Required work — Find every line of the listing below where "index" appears, and copy it.
********************
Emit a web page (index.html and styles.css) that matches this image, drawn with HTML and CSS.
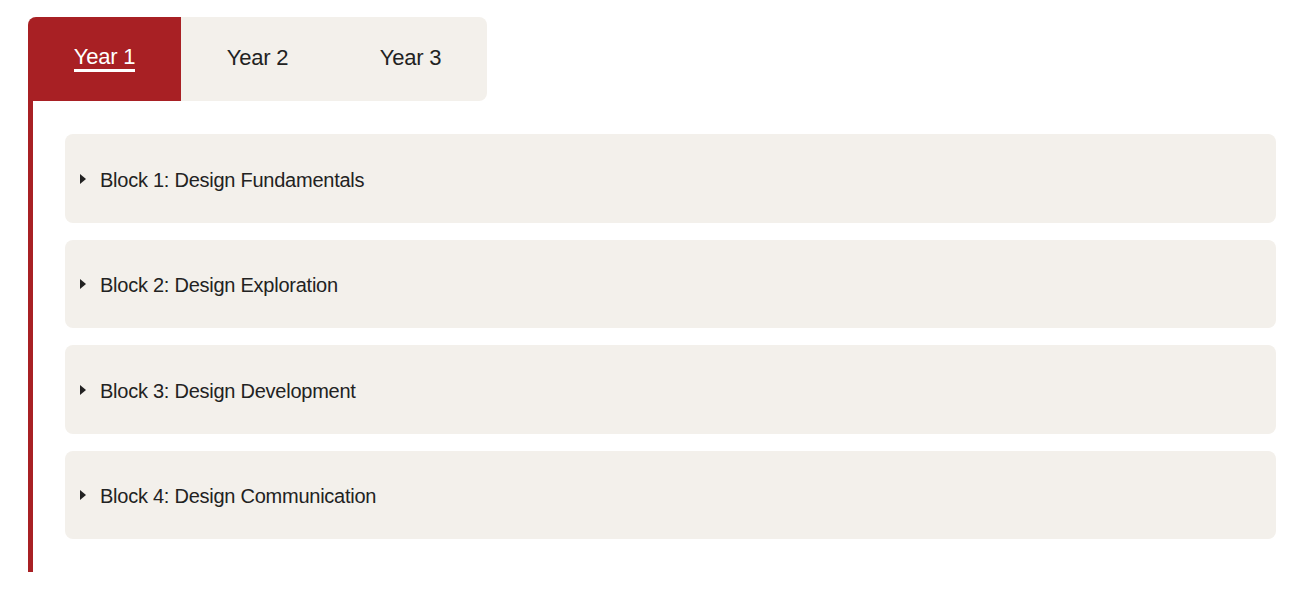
FILE: index.html
```html
<!DOCTYPE html>
<html lang="en">
<head>
<meta charset="utf-8">
<title>Curriculum</title>
<link rel="stylesheet" href="styles.css">
</head>
<body>
<div class="curriculum">
  <div class="tabs">
    <button class="tab active"><span>Year 1</span></button>
    <button class="tab"><span>Year 2</span></button>
    <button class="tab"><span>Year 3</span></button>
  </div>
  <div class="panel">
    <div class="block"><span class="caret"></span><span class="label">Block 1: Design Fundamentals</span></div>
    <div class="block"><span class="caret"></span><span class="label">Block 2: Design Exploration</span></div>
    <div class="block"><span class="caret"></span><span class="label">Block 3: Design Development</span></div>
    <div class="block"><span class="caret"></span><span class="label">Block 4: Design Communication</span></div>
  </div>
</div>
</body>
</html>
```
FILE: styles.css
```css
html, body {
  margin: 0;
  padding: 0;
  background: #ffffff;
  font-family: "Liberation Sans", Arial, sans-serif;
  color: #222222;
}

.curriculum {
  padding: 17px 25px 0 28px;
}

.tabs {
  display: inline-flex;
  background: #f3f0eb;
  border-radius: 8px;
  height: 84px;
}

.tab {
  width: 153px;
  height: 84px;
  border: 0;
  margin: 0;
  padding: 0 0 2px 0;
  background: transparent;
  font-family: inherit;
  font-size: 22px;
  letter-spacing: -0.2px;
  color: #222222;
  display: flex;
  align-items: center;
  justify-content: center;
  cursor: pointer;
}

.tab.active {
  background: #a82024;
  color: #ffffff;
  border-radius: 8px 0 0 0;
}

.tab.active span {
  border-bottom: 3px solid #ffffff;
  line-height: 24px;
}

.panel {
  border-left: 5px solid #a82024;
  padding: 33px 0 33px 32px;
  display: flex;
  flex-direction: column;
  gap: 17px;
}

.block {
  background: #f3f0eb;
  border-radius: 8px;
  height: 88.5px;
  display: flex;
  align-items: center;
  padding: 4px 0 0 15px;
  box-sizing: border-box;
}

.caret {
  width: 0;
  height: 0;
  border-top: 5px solid transparent;
  border-bottom: 5px solid transparent;
  border-left: 6px solid #222222;
  margin: 0 14px 3px 0;
}

.label {
  font-size: 20px;
  letter-spacing: -0.25px;
  color: #222222;
}
```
********************
Task response —
Emit a web page (index.html and styles.css) that matches this image, drawn with HTML and CSS.
FILE: index.html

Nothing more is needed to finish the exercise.